…Он ввел меня в таинственные сени.
Там вздохи, плач и исступленный крик
В беззвездной тьме звучали так ужасно,
Что поначалу я в слезах поник.
Смесь всех наречий, говор многогласный,
Слова, в которых боль, и гнев, и страх,
Плесканье рук, и вопль, и хрип неясный
Сливались в гул, без времени, в веках
Кружащийся во мгле неозаренной,
Как бурным вихрем возмущенный прах.
Дикая смесь множества слипшихся, нерасчлененных звуков, страшных и порознь, а тем более в какофоническом, безладном, дурном многоголосии, звуков темных, грязных, удручающих своей бесконечностью, неизбывностью, – таков адский шум, предваряющий самый ад. Тяжелый гул открывает и следующую песнь.
Мы были возле пропасти, у края,
И страшный срыв гудел у наших ног,
Бесчисленные крики извергая.
Рев бездны – устойчивый звукообраз поэмы. Момент тишины здесь как луч света, глоток воздуха! Сопоставление светлой благодати тишины и темного ужаса вечного шума венчает четвертую песнь.
Синклит шести распался, мы вдвоем;
Из тихой сени в воздух потрясенный
Уже иным мы движемся путем,
И я – во тьме, ничем не озаренный.
Знаменитому рассказу Франчески (пятая песнь) предшествует описание адского вихря, царствующего во втором круге ада.

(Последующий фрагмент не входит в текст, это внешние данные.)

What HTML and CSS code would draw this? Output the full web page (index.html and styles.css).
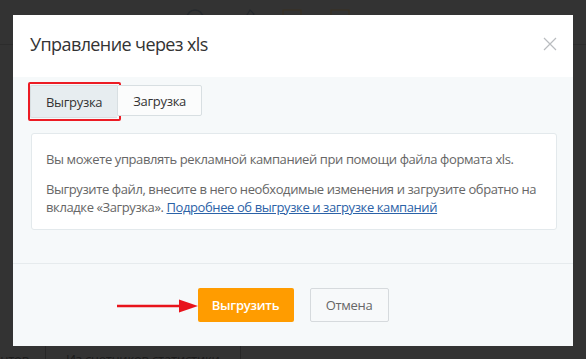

И вот я слышу в воздухе разлитый,
Далекий стон; вот я пришел туда,
Где от плачевных звуков нет защиты.
Я там, где свет немотствует всегда
И словно воет глубина морская,
Когда двух вихрей злобствует вражда.
То адский ветер, отдыха не зная,
Мчит сонмы душ среди окрестной мглы
И мучит их, крутя и исчезая.
Когда они стремятся вдоль скалы,
Взлетают крики, жалобы и пени,
На Господа ужасные хулы.
Чем ниже круг, чем глубже в бездну, тем реже Данте говорит о шуме. Но не потому, что это «естественно» (пещера, подземелье = тьма и безмолвие). Он справедливо полагает достаточными его предшествующие, наслаивающиеся друг на друга единым гулом описания. Довольно намека, слова единого, чтобы слух читателя «вспомнил», «включил» этот фон. Таков немолчный лай трехзевого Цербера, пронизывающий звуковую атмосферу третьего круга (неумолчный шум вечного града, снега, ливня, мокрого гноя, чавканье смрадной топи и вой влипших в нее обжор). Этот лай, весь гнусный грязевой шум «настолько душам омерзел, что глухота казалась бы им милой». Постоянный, вечный шум – страшное орудие адских пыток. На этом мучительном фоне и развиваются дальнейшие звуковые события грандиозной композиции. Остановлюсь на главных, переломных.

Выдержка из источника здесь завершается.